** Start **
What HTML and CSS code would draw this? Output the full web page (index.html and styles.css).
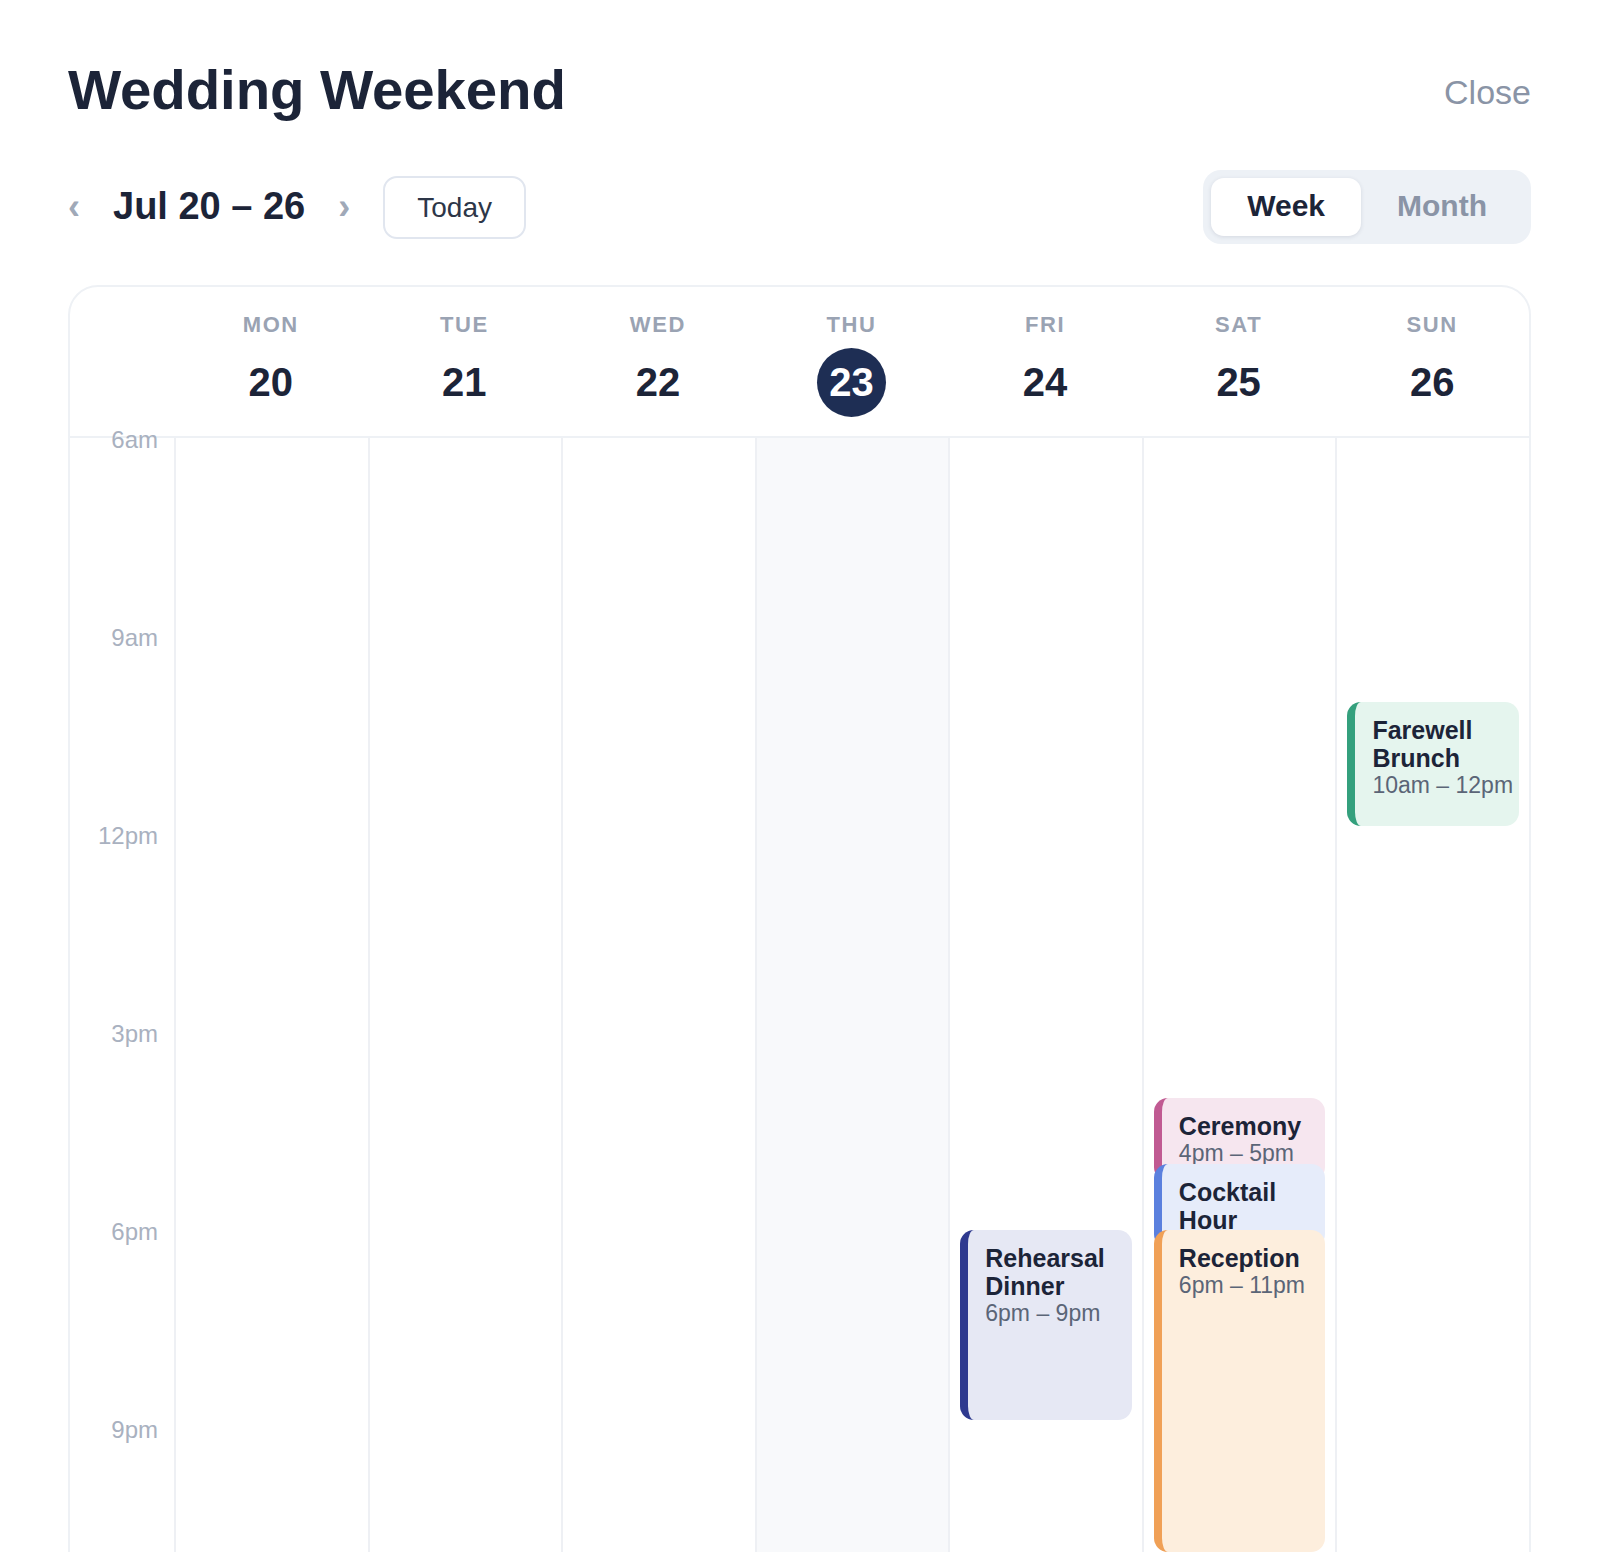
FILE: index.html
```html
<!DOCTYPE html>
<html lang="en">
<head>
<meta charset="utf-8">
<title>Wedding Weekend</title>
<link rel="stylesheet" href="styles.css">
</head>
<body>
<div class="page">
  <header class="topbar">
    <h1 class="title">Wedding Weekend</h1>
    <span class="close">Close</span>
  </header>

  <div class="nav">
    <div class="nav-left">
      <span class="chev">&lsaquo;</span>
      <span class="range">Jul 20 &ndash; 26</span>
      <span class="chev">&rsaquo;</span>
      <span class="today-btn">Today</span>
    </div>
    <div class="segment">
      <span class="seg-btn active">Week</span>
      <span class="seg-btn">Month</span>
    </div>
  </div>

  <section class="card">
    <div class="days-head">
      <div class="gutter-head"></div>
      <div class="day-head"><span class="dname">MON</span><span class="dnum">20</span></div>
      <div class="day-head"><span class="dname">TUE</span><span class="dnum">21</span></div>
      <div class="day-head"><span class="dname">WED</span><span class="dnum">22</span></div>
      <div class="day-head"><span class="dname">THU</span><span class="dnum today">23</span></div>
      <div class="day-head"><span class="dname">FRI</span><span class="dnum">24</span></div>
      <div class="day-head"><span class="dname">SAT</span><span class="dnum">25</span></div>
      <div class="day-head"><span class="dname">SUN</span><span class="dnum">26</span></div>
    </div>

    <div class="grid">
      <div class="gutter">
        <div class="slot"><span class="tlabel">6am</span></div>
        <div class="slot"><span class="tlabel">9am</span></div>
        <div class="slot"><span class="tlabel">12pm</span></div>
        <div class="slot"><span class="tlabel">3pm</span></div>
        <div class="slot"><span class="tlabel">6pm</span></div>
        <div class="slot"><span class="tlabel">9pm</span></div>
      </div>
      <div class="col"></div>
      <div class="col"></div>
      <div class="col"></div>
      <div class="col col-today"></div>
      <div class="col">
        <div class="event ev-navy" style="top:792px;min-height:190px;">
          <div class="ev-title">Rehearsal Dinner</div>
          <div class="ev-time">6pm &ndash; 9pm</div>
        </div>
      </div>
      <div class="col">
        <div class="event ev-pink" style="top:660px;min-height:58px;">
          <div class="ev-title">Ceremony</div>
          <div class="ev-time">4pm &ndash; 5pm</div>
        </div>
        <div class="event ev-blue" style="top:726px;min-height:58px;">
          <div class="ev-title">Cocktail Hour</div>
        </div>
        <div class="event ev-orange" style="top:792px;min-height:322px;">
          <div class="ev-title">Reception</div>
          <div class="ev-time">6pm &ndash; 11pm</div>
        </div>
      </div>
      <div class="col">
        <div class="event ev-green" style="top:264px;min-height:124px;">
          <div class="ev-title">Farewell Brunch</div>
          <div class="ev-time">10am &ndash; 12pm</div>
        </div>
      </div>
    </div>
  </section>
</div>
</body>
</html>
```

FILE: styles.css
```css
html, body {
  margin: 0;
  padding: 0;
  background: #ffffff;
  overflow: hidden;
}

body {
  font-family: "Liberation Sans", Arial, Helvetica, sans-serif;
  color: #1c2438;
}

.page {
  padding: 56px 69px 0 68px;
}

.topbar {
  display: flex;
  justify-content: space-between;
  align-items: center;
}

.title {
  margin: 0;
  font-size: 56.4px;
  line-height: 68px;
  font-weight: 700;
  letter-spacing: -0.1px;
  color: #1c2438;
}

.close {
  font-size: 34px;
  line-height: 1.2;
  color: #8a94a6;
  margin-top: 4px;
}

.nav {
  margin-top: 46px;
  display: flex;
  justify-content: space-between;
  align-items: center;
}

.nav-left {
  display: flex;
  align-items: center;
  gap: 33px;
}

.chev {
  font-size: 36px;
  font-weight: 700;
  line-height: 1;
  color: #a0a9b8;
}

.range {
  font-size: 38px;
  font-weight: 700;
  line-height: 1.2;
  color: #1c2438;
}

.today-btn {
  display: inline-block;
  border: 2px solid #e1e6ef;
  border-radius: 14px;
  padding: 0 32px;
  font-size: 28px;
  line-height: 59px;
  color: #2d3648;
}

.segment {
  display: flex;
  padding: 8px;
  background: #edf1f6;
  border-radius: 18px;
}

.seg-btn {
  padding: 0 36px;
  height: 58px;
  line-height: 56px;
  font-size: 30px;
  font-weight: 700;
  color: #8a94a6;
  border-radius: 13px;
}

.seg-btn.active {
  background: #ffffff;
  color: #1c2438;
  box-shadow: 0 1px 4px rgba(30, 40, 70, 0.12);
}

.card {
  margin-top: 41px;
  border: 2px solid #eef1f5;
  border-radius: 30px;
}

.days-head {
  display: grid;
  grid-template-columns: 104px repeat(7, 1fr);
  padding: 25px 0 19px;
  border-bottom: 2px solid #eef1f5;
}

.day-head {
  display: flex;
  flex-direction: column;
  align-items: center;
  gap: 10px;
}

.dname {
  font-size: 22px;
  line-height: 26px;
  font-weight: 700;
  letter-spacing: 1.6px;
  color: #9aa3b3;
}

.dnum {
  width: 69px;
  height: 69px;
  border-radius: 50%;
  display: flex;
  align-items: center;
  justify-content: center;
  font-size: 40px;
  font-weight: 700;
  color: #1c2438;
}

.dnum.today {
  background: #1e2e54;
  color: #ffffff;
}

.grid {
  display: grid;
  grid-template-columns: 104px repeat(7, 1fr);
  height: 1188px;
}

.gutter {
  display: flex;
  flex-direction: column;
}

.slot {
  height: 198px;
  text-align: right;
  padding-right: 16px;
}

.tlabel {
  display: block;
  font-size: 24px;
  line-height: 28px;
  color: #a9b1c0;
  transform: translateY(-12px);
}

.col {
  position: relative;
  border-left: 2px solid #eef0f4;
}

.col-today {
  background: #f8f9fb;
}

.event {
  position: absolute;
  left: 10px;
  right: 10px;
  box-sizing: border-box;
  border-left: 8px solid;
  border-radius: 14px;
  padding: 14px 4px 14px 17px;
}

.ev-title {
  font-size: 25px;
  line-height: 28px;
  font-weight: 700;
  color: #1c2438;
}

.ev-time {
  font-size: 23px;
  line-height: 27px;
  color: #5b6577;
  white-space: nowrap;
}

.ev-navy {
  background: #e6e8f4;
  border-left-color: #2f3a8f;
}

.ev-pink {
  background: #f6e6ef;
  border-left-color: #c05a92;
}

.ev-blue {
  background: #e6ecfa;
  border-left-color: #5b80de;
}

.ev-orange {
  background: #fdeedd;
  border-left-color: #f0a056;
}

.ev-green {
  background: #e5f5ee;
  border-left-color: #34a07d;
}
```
** End **
• _TASK_
Copy out every line of the material above exactly, skipping the pictures.

• _EXERCISE ANSWER_
What HTML and CSS code would draw this? Output the full web page (index.html and styles.css).
FILE: index.html
```html
<!DOCTYPE html>
<html lang="en">
<head>
<meta charset="utf-8">
<title>Wedding Weekend</title>
<link rel="stylesheet" href="styles.css">
</head>
<body>
<div class="page">
  <header class="topbar">
    <h1 class="title">Wedding Weekend</h1>
    <span class="close">Close</span>
  </header>

  <div class="nav">
    <div class="nav-left">
      <span class="chev">&lsaquo;</span>
      <span class="range">Jul 20 &ndash; 26</span>
      <span class="chev">&rsaquo;</span>
      <span class="today-btn">Today</span>
    </div>
    <div class="segment">
      <span class="seg-btn active">Week</span>
      <span class="seg-btn">Month</span>
    </div>
  </div>

  <section class="card">
    <div class="days-head">
      <div class="gutter-head"></div>
      <div class="day-head"><span class="dname">MON</span><span class="dnum">20</span></div>
      <div class="day-head"><span class="dname">TUE</span><span class="dnum">21</span></div>
      <div class="day-head"><span class="dname">WED</span><span class="dnum">22</span></div>
      <div class="day-head"><span class="dname">THU</span><span class="dnum today">23</span></div>
      <div class="day-head"><span class="dname">FRI</span><span class="dnum">24</span></div>
      <div class="day-head"><span class="dname">SAT</span><span class="dnum">25</span></div>
      <div class="day-head"><span class="dname">SUN</span><span class="dnum">26</span></div>
    </div>

    <div class="grid">
      <div class="gutter">
        <div class="slot"><span class="tlabel">6am</span></div>
        <div class="slot"><span class="tlabel">9am</span></div>
        <div class="slot"><span class="tlabel">12pm</span></div>
        <div class="slot"><span class="tlabel">3pm</span></div>
        <div class="slot"><span class="tlabel">6pm</span></div>
        <div class="slot"><span class="tlabel">9pm</span></div>
      </div>
      <div class="col"></div>
      <div class="col"></div>
      <div class="col"></div>
      <div class="col col-today"></div>
      <div class="col">
        <div class="event ev-navy" style="top:792px;min-height:190px;">
          <div class="ev-title">Rehearsal Dinner</div>
          <div class="ev-time">6pm &ndash; 9pm</div>
        </div>
      </div>
      <div class="col">
        <div class="event ev-pink" style="top:660px;min-height:58px;">
          <div class="ev-title">Ceremony</div>
          <div class="ev-time">4pm &ndash; 5pm</div>
        </div>
        <div class="event ev-blue" style="top:726px;min-height:58px;">
          <div class="ev-title">Cocktail Hour</div>
        </div>
        <div class="event ev-orange" style="top:792px;min-height:322px;">
          <div class="ev-title">Reception</div>
          <div class="ev-time">6pm &ndash; 11pm</div>
        </div>
      </div>
      <div class="col">
        <div class="event ev-green" style="top:264px;min-height:124px;">
          <div class="ev-title">Farewell Brunch</div>
          <div class="ev-time">10am &ndash; 12pm</div>
        </div>
      </div>
    </div>
  </section>
</div>
</body>
</html>
```

FILE: styles.css
```css
html, body {
  margin: 0;
  padding: 0;
  background: #ffffff;
  overflow: hidden;
}

body {
  font-family: "Liberation Sans", Arial, Helvetica, sans-serif;
  color: #1c2438;
}

.page {
  padding: 56px 69px 0 68px;
}

.topbar {
  display: flex;
  justify-content: space-between;
  align-items: center;
}

.title {
  margin: 0;
  font-size: 56.4px;
  line-height: 68px;
  font-weight: 700;
  letter-spacing: -0.1px;
  color: #1c2438;
}

.close {
  font-size: 34px;
  line-height: 1.2;
  color: #8a94a6;
  margin-top: 4px;
}

.nav {
  margin-top: 46px;
  display: flex;
  justify-content: space-between;
  align-items: center;
}

.nav-left {
  display: flex;
  align-items: center;
  gap: 33px;
}

.chev {
  font-size: 36px;
  font-weight: 700;
  line-height: 1;
  color: #a0a9b8;
}

.range {
  font-size: 38px;
  font-weight: 700;
  line-height: 1.2;
  color: #1c2438;
}

.today-btn {
  display: inline-block;
  border: 2px solid #e1e6ef;
  border-radius: 14px;
  padding: 0 32px;
  font-size: 28px;
  line-height: 59px;
  color: #2d3648;
}

.segment {
  display: flex;
  padding: 8px;
  background: #edf1f6;
  border-radius: 18px;
}

.seg-btn {
  padding: 0 36px;
  height: 58px;
  line-height: 56px;
  font-size: 30px;
  font-weight: 700;
  color: #8a94a6;
  border-radius: 13px;
}

.seg-btn.active {
  background: #ffffff;
  color: #1c2438;
  box-shadow: 0 1px 4px rgba(30, 40, 70, 0.12);
}

.card {
  margin-top: 41px;
  border: 2px solid #eef1f5;
  border-radius: 30px;
}

.days-head {
  display: grid;
  grid-template-columns: 104px repeat(7, 1fr);
  padding: 25px 0 19px;
  border-bottom: 2px solid #eef1f5;
}

.day-head {
  display: flex;
  flex-direction: column;
  align-items: center;
  gap: 10px;
}

.dname {
  font-size: 22px;
  line-height: 26px;
  font-weight: 700;
  letter-spacing: 1.6px;
  color: #9aa3b3;
}

.dnum {
  width: 69px;
  height: 69px;
  border-radius: 50%;
  display: flex;
  align-items: center;
  justify-content: center;
  font-size: 40px;
  font-weight: 700;
  color: #1c2438;
}

.dnum.today {
  background: #1e2e54;
  color: #ffffff;
}

.grid {
  display: grid;
  grid-template-columns: 104px repeat(7, 1fr);
  height: 1188px;
}

.gutter {
  display: flex;
  flex-direction: column;
}

.slot {
  height: 198px;
  text-align: right;
  padding-right: 16px;
}

.tlabel {
  display: block;
  font-size: 24px;
  line-height: 28px;
  color: #a9b1c0;
  transform: translateY(-12px);
}

.col {
  position: relative;
  border-left: 2px solid #eef0f4;
}

.col-today {
  background: #f8f9fb;
}

.event {
  position: absolute;
  left: 10px;
  right: 10px;
  box-sizing: border-box;
  border-left: 8px solid;
  border-radius: 14px;
  padding: 14px 4px 14px 17px;
}

.ev-title {
  font-size: 25px;
  line-height: 28px;
  font-weight: 700;
  color: #1c2438;
}

.ev-time {
  font-size: 23px;
  line-height: 27px;
  color: #5b6577;
  white-space: nowrap;
}

.ev-navy {
  background: #e6e8f4;
  border-left-color: #2f3a8f;
}

.ev-pink {
  background: #f6e6ef;
  border-left-color: #c05a92;
}

.ev-blue {
  background: #e6ecfa;
  border-left-color: #5b80de;
}

.ev-orange {
  background: #fdeedd;
  border-left-color: #f0a056;
}

.ev-green {
  background: #e5f5ee;
  border-left-color: #34a07d;
}
```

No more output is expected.